An earth astronaut has arrived at a planet on the Alpha Centauri System. He noticed that the local aliens play a game where an irregular shaped object with a red dot is tossed. He only witnessed the aliens tossing the object 10 times in which the object landed on the ground with the dot facing up 7 times and 3 times with the dot facing down. From this, the astronaut did his calculations and concluded that there is only 13% chance that the object is fair(unbias).

What would you say about the above story? The mathematical calculations are EXACTLY the same.

Ohanian 08:15, 2005 Apr 8 (UTC)

I would say that before he saw the evidence be had a personal probability of 0.1 that the coin was fair, and after seeing the evidence he had a personal probability of 0.13 that it was fair. In other words, the evidence of 7 out of 10 pointed very slightly towards the coin being fair - as I said above and using Bayes factors would show. But if I had been the astronaut, I doubt I would have started with the same prior probability, and I would have taken into account any costs or consequences of making a wrong decision and how wrong my decision was. --Henrygb 09:16, 8 Apr 2005 (UTC)
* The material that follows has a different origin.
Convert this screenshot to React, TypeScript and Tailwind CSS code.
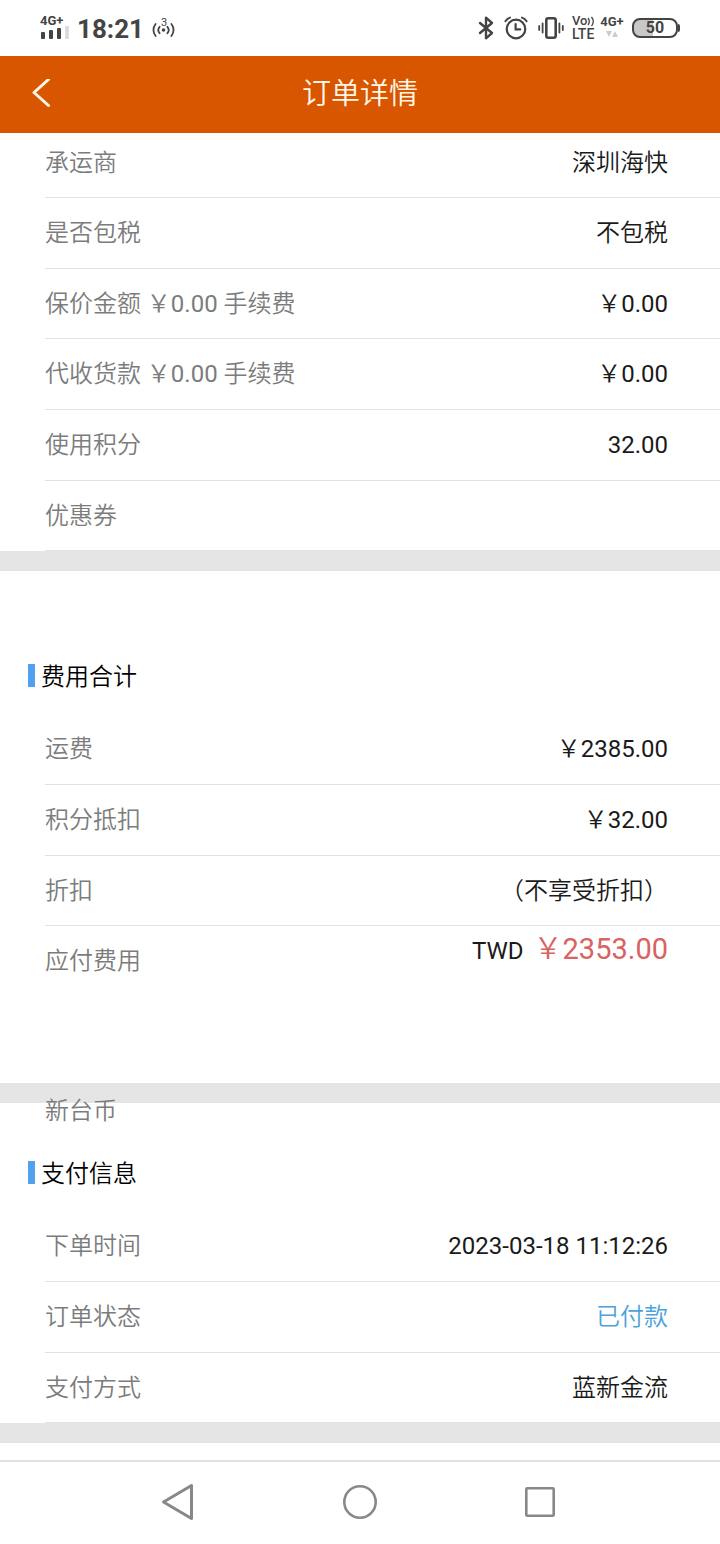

The Bayesian discussion doesn't describe how most Bayesians would approach the problem. The problem should be framed as a sharp null hypothesis versus a vague alternative hypothesis. That is, the sharp null hypothesis is that the coin is exactly fair, and the vague alternative hypothesis is that there is some prior probability ${\displaystyle f(r)}$ that the coin has a bias ${\displaystyle r}$. One would then calculate the Bayes factor as the probability of obtaining the data given no bias divided by the integrated (over all ${\displaystyle r}$) probability of obtaining the data given that the coin has bias...with the weight for a particular bias being given by the prior on ${\displaystyle r}$.

What the author of this article has done, instead, is to calculate, given that the coin is biased, what the probability of the bias lying in a particular interval is. As a Bayesian hypothesis test this is completely flawed, because it never considers probabilities calculated on the actual null hypothesis of no bias.

See, for example, the articles by Berger and Delampady and Berger and Sellke (access to jstor.org required).

Henrygb's comments about using decision theory (loss function and all that) are correct and appropriate. As it is, the article is seriously misleading, and wrong. Personally, I think the article is redundant...everything in it is better discussed elsewhere in WikiPedia. Bill Jefferys 14:54, 8 September 2006 (UTC)[reply]

I agree. It is also misleading to state that ${\displaystyle g(r)=1}$, which is simply WRONG. In fact the author defined ${\displaystyle g(r)=1}$ for ${\displaystyle 0.45<r<0.55}$ and ${\displaystyle g(r)=0}$ else. This is not only already an assumption about the coin but also violating the condition ${\displaystyle \int g(r)dr=1}$. The calculation is therefore wrong, isn't it? Herrkami (talk) 11:30, 26 November 2013 (UTC)[reply]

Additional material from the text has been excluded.